True confessions: My very first job was at the Embers (in Burnsville), where I was a bus boy. I lasted a month, and that was what I always ordered for me free staff meal.
I'm with you, those turkey burgers at Zelo (zelomn.com), are pretty terrific. But I'm going to stick with my original answer, the Craftsman. Oh, and right now Craftsman chef Ryan Swaim is offering an elk burger.
Technically, yes, and good call. But "ground lamb sandwich" is a bit of a mouthful, isn't it?
Nook for the nostalgia, even post-fire reconstruction, but Blue Door for the Blucys, and the beer selection. And the Tater Tots.
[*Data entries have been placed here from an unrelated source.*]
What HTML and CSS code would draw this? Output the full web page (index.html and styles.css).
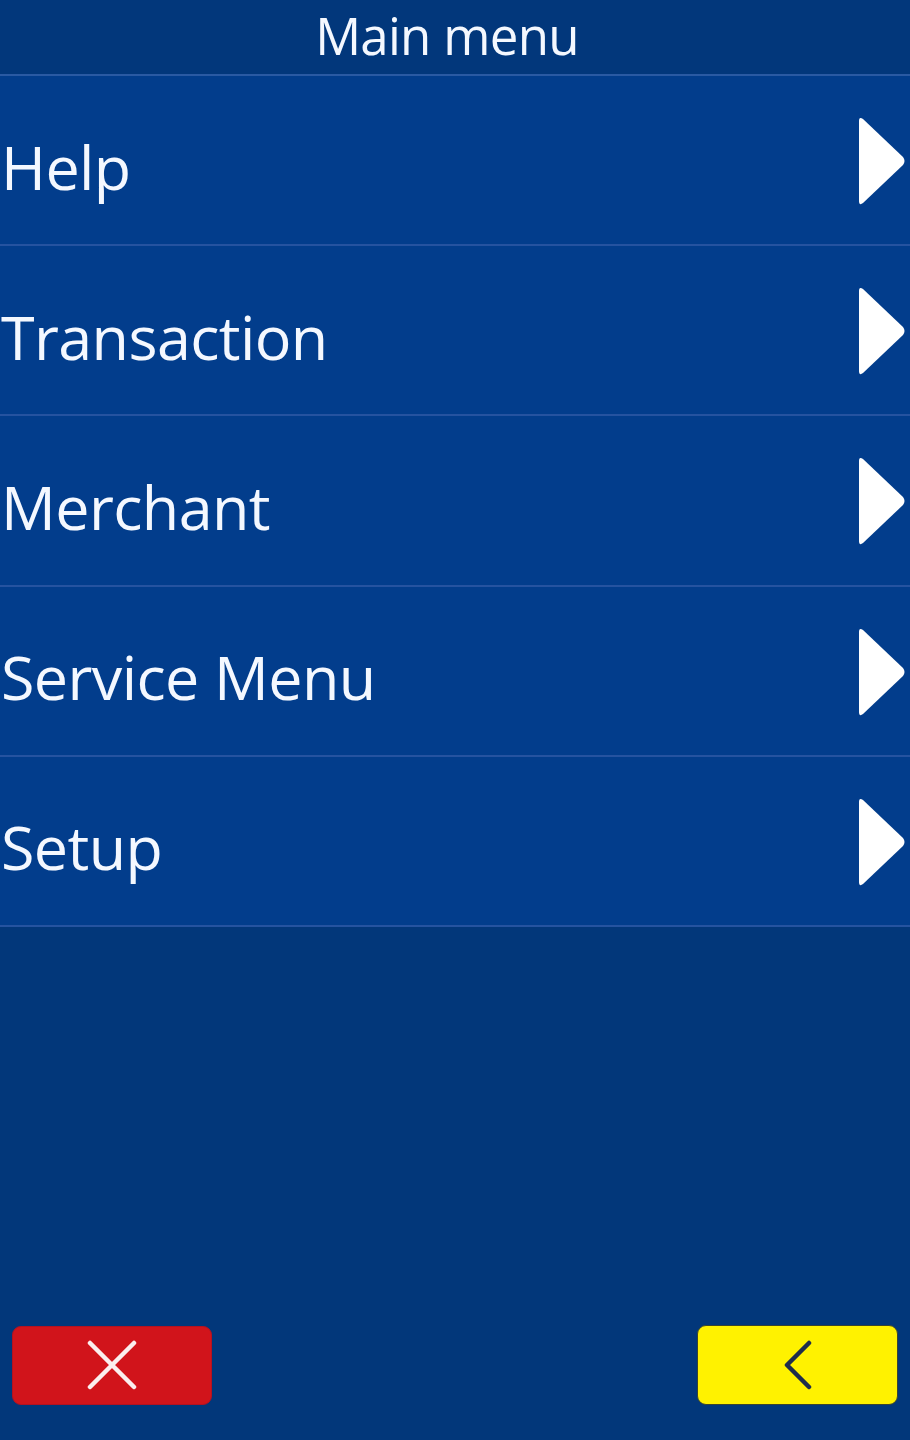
FILE: index.html
```html
<!DOCTYPE html>
<html>
<head>
<meta charset="utf-8">
<link rel="stylesheet" href="styles.css">
</head>
<body>
<div class="screen">
  <header class="title">Main menu</header>
  <ul class="menu">
    <li class="item"><span class="label">Help</span><svg class="arrow" viewBox="0 0 52 92"><path d="M4 6 Q4 1 8 4 L48 42 Q51 46 48 50 L8 88 Q4 91 4 86 Z" fill="#ffffff"/></svg></li>
    <li class="item"><span class="label">Transaction</span><svg class="arrow" viewBox="0 0 52 92"><path d="M4 6 Q4 1 8 4 L48 42 Q51 46 48 50 L8 88 Q4 91 4 86 Z" fill="#ffffff"/></svg></li>
    <li class="item"><span class="label">Merchant</span><svg class="arrow" viewBox="0 0 52 92"><path d="M4 6 Q4 1 8 4 L48 42 Q51 46 48 50 L8 88 Q4 91 4 86 Z" fill="#ffffff"/></svg></li>
    <li class="item"><span class="label">Service Menu</span><svg class="arrow" viewBox="0 0 52 92"><path d="M4 6 Q4 1 8 4 L48 42 Q51 46 48 50 L8 88 Q4 91 4 86 Z" fill="#ffffff"/></svg></li>
    <li class="item"><span class="label">Setup</span><svg class="arrow" viewBox="0 0 52 92"><path d="M4 6 Q4 1 8 4 L48 42 Q51 46 48 50 L8 88 Q4 91 4 86 Z" fill="#ffffff"/></svg></li>
  </ul>
  <div class="spacer"></div>
  <footer class="footer">
    <button class="btn btn-cancel" aria-label="Cancel">
      <svg class="icon-x" viewBox="0 0 50 50"><path d="M3 3 L47 47 M47 3 L3 47" stroke="#fbeeee" stroke-width="4.5" stroke-linecap="round"/></svg>
    </button>
    <button class="btn btn-back" aria-label="Back">
      <svg class="icon-back" viewBox="0 0 30 50"><path d="M26 3 L4 25 L26 47" stroke="#1f2d4c" stroke-width="4.5" fill="none" stroke-linecap="round" stroke-linejoin="round"/></svg>
    </button>
  </footer>
</div>
</body>
</html>
```

FILE: styles.css
```css
html, body {
  margin: 0;
  padding: 0;
  background: #02377a;
}

.screen {
  width: 910px;
  height: 1440px;
  display: flex;
  flex-direction: column;
  background: #02377a;
  font-family: "Open Sans", "Noto Sans", "DejaVu Sans", sans-serif;
  color: #f4f8ff;
  overflow: hidden;
}

.title {
  height: 74px;
  box-sizing: border-box;
  border-bottom: 2px solid #2a5aa3;
  background: #02377b;
  display: flex;
  align-items: center;
  justify-content: center;
  font-size: 51px;
  letter-spacing: -0.7px;
  line-height: 1;
  padding-right: 16px;
  padding-bottom: 4px;
  flex: 0 0 76px;
}

.menu {
  list-style: none;
  margin: 0;
  padding: 0;
  background: #023d8c;
}

.item {
  height: 168.2px;
  border-bottom: 2px solid #2553a0;
  display: flex;
  align-items: center;
  justify-content: space-between;
  padding-left: 1px;
  padding-right: 3px;
}

.label {
  font-size: 61px;
  letter-spacing: -0.6px;
  line-height: 1;
  padding-top: 12px;
}

.arrow {
  width: 52px;
  height: 92px;
  display: block;
  margin-top: 2px;
}

.spacer {
  flex: 1;
}

.footer {
  display: flex;
  justify-content: space-between;
  align-items: center;
  padding: 0 12px 35px 12px;
}

.btn {
  width: 200px;
  height: 79px;
  border-radius: 9px;
  display: flex;
  align-items: center;
  justify-content: center;
  padding: 0;
  margin: 0;
  box-sizing: border-box;
}

.btn-cancel {
  background: #d1141b;
  border: 1px solid #b41220;
}

.btn-back {
  width: 201px;
  height: 80px;
  background: #fff200;
  border: 1px solid #3a4530;
}

.icon-x {
  width: 50px;
  height: 50px;
  display: block;
}

.icon-back {
  width: 30px;
  height: 50px;
  display: block;
}
```
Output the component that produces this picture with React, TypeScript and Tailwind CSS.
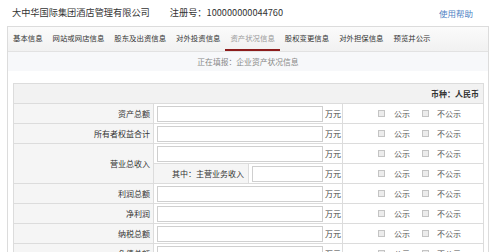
import React from 'react'

const font = { fontFamily: '"Noto Sans CJK SC", "Liberation Sans", sans-serif' }

const tabs = ['基本信息', '网站或网店信息', '股东及出资信息', '对外投资信息', '资产状况信息', '股权变更信息', '对外担保信息', '预览并公示']

function Box() {
    return <span className="inline-block w-[7px] h-[7px] border border-[#c4c4c4] bg-[#ececec]" />
}

function Checks() {
    return (
        <td className="border border-[#dcdcdc] bg-white">
            <div className="flex items-center pl-[35px] text-[8px] text-[#555]">
                <Box />
                <span className="ml-[9px]">公示</span>
                <span className="ml-[12px] flex items-center"><Box /></span>
                <span className="ml-[8px]">不公示</span>
            </div>
        </td>
    )
}

function Field({ w = 'w-[166px]' }: { w?: string }) {
    return (
        <div className="flex items-center">
            <div className={`${w} h-[16px] border border-[#cfcfcf] bg-white`} />
            <span className="ml-[2px] text-[8px] text-[#444]">万元</span>
        </div>
    )
}

const rows = ['资产总额', '所有者权益合计', 'REV', '利润总额', '净利润', '纳税总额', '负债总额']

export default function App() {
    return (
        <div className="w-[499px] h-[252px] overflow-hidden bg-white text-[#333]" style={font}>
            {/* Header */}
            <div className="h-[26px] flex items-center pl-[12px] pr-[26px] text-[9.2px]">
                <span>大中华国际集团酒店管理有限公司</span>
                <span className="ml-[20px]">注册号：100000000044760</span>
                <span className="ml-auto text-[8.5px] text-[#4f82c4]">使用帮助</span>
            </div>

            <div className="ml-[7px] w-[482px] border-l border-r border-t border-[#dcdcdc]">
                {/* Tabs */}
                <div className="h-[25px] flex items-stretch border-b border-[#e2e2e2] bg-gradient-to-b from-[#fbfbfb] to-[#f1f1f1] text-[7.4px]">
                    {tabs.map((t, i) => (
                        <div
                            key={t}
                            className={`px-[5px] flex items-center border-b-2 ${i === 4 ? 'border-[#8c1c1c] text-[#999]' : 'border-transparent text-[#333]'}`}
                        >
                            {t}
                        </div>
                    ))}
                </div>

                {/* Status */}
                <div className="h-[19px] flex items-center justify-center bg-[#f7f8fa] text-[7.8px] text-[#888]">
                    正在填报：企业资产状况信息
                </div>

                <div className="px-[5px] pt-[12px]">
                    <table className="w-[470px] border-collapse table-fixed">
                        <colgroup>
                            <col className="w-[140px]" />
                            <col className="w-[189px]" />
                            <col className="w-[141px]" />
                        </colgroup>
                        <tbody>
                            <tr className="h-[20px]">
                                <td colSpan={3} className="border border-[#dcdcdc] bg-[#f2f2f2] text-right pr-[4px] text-[8px] font-bold text-[#333]">
                                    币种：人民币
                                </td>
                            </tr>
                            {rows.map((r) =>
                                r === 'REV' ? (
                                    <React.Fragment key={r}>
                                        <tr className="h-[20px]">
                                            <td rowSpan={2} className="border border-[#dcdcdc] bg-[#f5f5f5] text-right pr-[3px] text-[8px]">
                                                营业总收入
                                            </td>
                                            <td className="border border-[#dcdcdc] pl-[3px]">
                                                <Field />
                                            </td>
                                            <Checks />
                                        </tr>
                                        <tr className="h-[20px]">
                                            <td className="border border-[#dcdcdc] p-0">
                                                <div className="flex items-stretch h-[19px]">
                                                    <div className="w-[95px] bg-[#f5f5f5] border-r border-[#dcdcdc] flex items-center justify-end pr-[4px] text-[8px]">
                                                        其中：主营业务收入
                                                    </div>
                                                    <div className="pl-[3px] flex items-center">
                                                        <Field w="w-[71px]" />
                                                    </div>
                                                </div>
                                            </td>
                                            <Checks />
                                        </tr>
                                    </React.Fragment>
                                ) : (
                                    <tr key={r} className="h-[20px]">
                                        <td className="border border-[#dcdcdc] bg-[#f5f5f5] text-right pr-[3px] text-[8px]">{r}</td>
                                        <td className="border border-[#dcdcdc] pl-[3px]">
                                            <Field />
                                        </td>
                                        <Checks />
                                    </tr>
                                )
                            )}
                        </tbody>
                    </table>
                </div>
            </div>
        </div>
    )
}
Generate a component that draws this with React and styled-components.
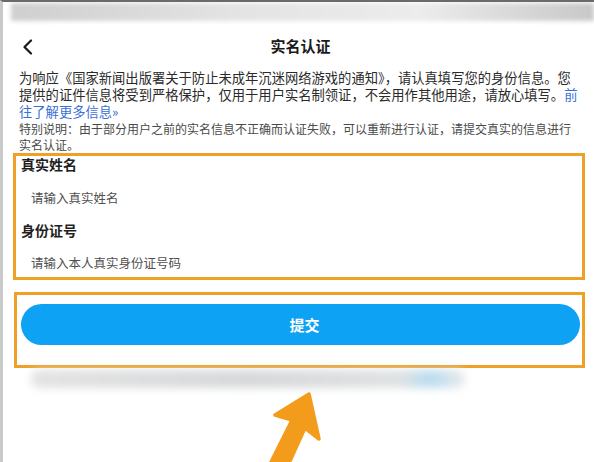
import React from "react";
import styled, { createGlobalStyle } from "styled-components";

const GlobalStyle = createGlobalStyle`
  html, body {
    margin: 0;
    padding: 0;
    background: #fff;
  }
  body {
    width: 594px;
    height: 462px;
    overflow: hidden;
    font-family: "Noto Sans CJK SC", "Noto Sans", sans-serif;
  }
`;

const Screen = styled.div`
  position: relative;
  width: 594px;
  height: 462px;
  overflow: hidden;
  background: #fff;
  border-left: 3px solid #c9c9c9;
  border-top: 2px solid #6a6a6a;
  box-sizing: border-box;
`;

const TopBlur = styled.div`
  height: 18px;
  margin: 1px 0 0 8px;
  background: linear-gradient(90deg, #cfcfcf 0%, #e4e4e4 40%, #ececec 70%, #c8c8c8 100%);
  filter: blur(2px);
`;

const Header = styled.div`
  height: 48px;
  display: flex;
  align-items: center;
  justify-content: center;
  position: relative;
`;

const Back = styled.div`
  position: absolute;
  left: 19px;
  top: 18px;
  display: flex;
`;

const Title = styled.h1`
  margin: 0;
  font-size: 15px;
  font-weight: 700;
  color: #1a1a1a;
  padding-left: 4px;
`;

const Intro = styled.p`
  margin: 0;
  padding: 0 10px 0 16px;
  font-size: 13.3px;
  line-height: 17px;
  color: #2a2a2a;
  white-space: nowrap;
`;

const More = styled.span`
  color: #3b6fd6;
`;

const Note = styled.p`
  margin: 1px 0 0;
  padding: 0 10px 0 16px;
  font-size: 12px;
  line-height: 16px;
  color: #4a4a4a;
  white-space: nowrap;
`;

const Frame = styled.div`
  margin: ${(p) => p.$mt}px 9px 0 ${(p) => p.$ml}px;
  border: 3px solid #efa026;
  box-sizing: border-box;
  height: ${(p) => p.$h}px;
  padding: ${(p) => p.$pad};
`;

const Field = styled.div`
  display: flex;
  flex-direction: column;
`;

const Label = styled.div`
  font-size: 14px;
  font-weight: 700;
  line-height: 16px;
  color: #1f1f1f;
  margin-left: 2px;
`;

const Input = styled.div`
  padding: ${(p) => p.$pt}px 0 ${(p) => p.$pb}px 12px;
  line-height: 18px;
  font-size: 12.5px;
  color: #505050;
`;

const Button = styled.div`
  height: 41px;
  border-radius: 21px;
  background: #0ea2f4;
  color: #fff;
  font-size: 15px;
  font-weight: 700;
  display: flex;
  align-items: center;
  justify-content: center;
  padding-left: 8px;
`;

const BlurBar = styled.div`
  margin: 2px 0 0 28px;
  width: 434px;
  height: 18px;
  border-radius: 8px;
  background: linear-gradient(90deg, #e3e3e3 0%, #d6d8da 50%, #dfe2e4 85%, #b9dcf0 92%, #eaeaea 100%);
  filter: blur(4px);
`;

const Arrow = styled.svg`
  position: absolute;
  left: 0;
  top: 0;
  pointer-events: none;
`;

export default function App() {
  return (
    <>
      <GlobalStyle />
      <Screen>
        <TopBlur />
        <Header>
          <Back>
            <svg width="12" height="16" viewBox="0 0 12 16">
              <path d="M9 1.5 L2.5 8 L9 14.5" fill="none" stroke="#1a1a1a" strokeWidth="2.2" strokeLinecap="round" strokeLinejoin="round" />
            </svg>
          </Back>
          <Title>实名认证</Title>
        </Header>
        <Intro>
          为响应《国家新闻出版署关于防止未成年沉迷网络游戏的通知》，请认真填写您的身份信息。您
          <br />
          提供的证件信息将受到严格保护，仅用于用户实名制领证，不会用作其他用途，请放心填写。<More>前</More>
          <br />
          <More>往了解更多信息»</More>
        </Intro>
        <Note>
          特别说明：由于部分用户之前的实名信息不正确而认证失败，可以重新进行认证，请提交真实的信息进行
          <br />
          实名认证。
        </Note>
        <Frame $mt={0} $ml={10} $h={127} $pad="0 0 0 3px">
          <Field>
            <Label>真实姓名</Label>
            <Input $pt={17} $pb={15}>请输入真实姓名</Input>
          </Field>
          <Field>
            <Label>身份证号</Label>
            <Input $pt={16} $pb={0}>请输入本人真实身份证号码</Input>
          </Field>
        </Frame>
        <Frame $mt={12} $ml={11} $h={76} $pad="9px 2px 0 4px">
          <Button>提交</Button>
        </Frame>
        <BlurBar />
        <Arrow width="594" height="462" viewBox="0 0 594 462">
          <path
            d="M306 392 L272 413 L289 418 L263 470 L282 470 L302 426 L316 437 Z"
            fill="#f39c1c"
            stroke="#f39c1c"
            strokeWidth="3.5"
            strokeLinejoin="round"
          />
        </Arrow>
      </Screen>
    </>
  );
}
The bun can be a major dealbreaker for me too. I'm always appreciative of a restaurant that bakes its own burger buns (HauteDish is a prime example) or has the good sense to buy from the best, whether that's the Salty Tart, Patisserie 46 or the New French Bakery. With so many good bakeries in town, there's really no excuse for serving a burger on a dreary bun.
I see that Jen Farni has a Reuben on her menu at the new Grain Stack at the Minneapolis Institute of Arts. I'd start there. I'm also a fan of the Reuben at Rye Deli (ryedeli.com). As for the lack of delis, it's a supply-demand thing. If only the Lutherans would rise up and shout DELI DELI DELI.
I'm so glad you suggested that. I have it on my list for Burger Friday. For those that don't know, Burger Friday is my weekly attempt to explore a different Twin Cities burger. You can find it at startribune.com/burger
Another find for that great city. Des Moines is a totally underrated food city, in my opinion. It's worth a weekend, and it's the same distance, car-wise, as a drive to Madison, Wis.
I love Wally's (wallysroastbeef.com), a Bloomington classic. It's second only to Maverick's (mavericksroastbeef.com) in Roseville.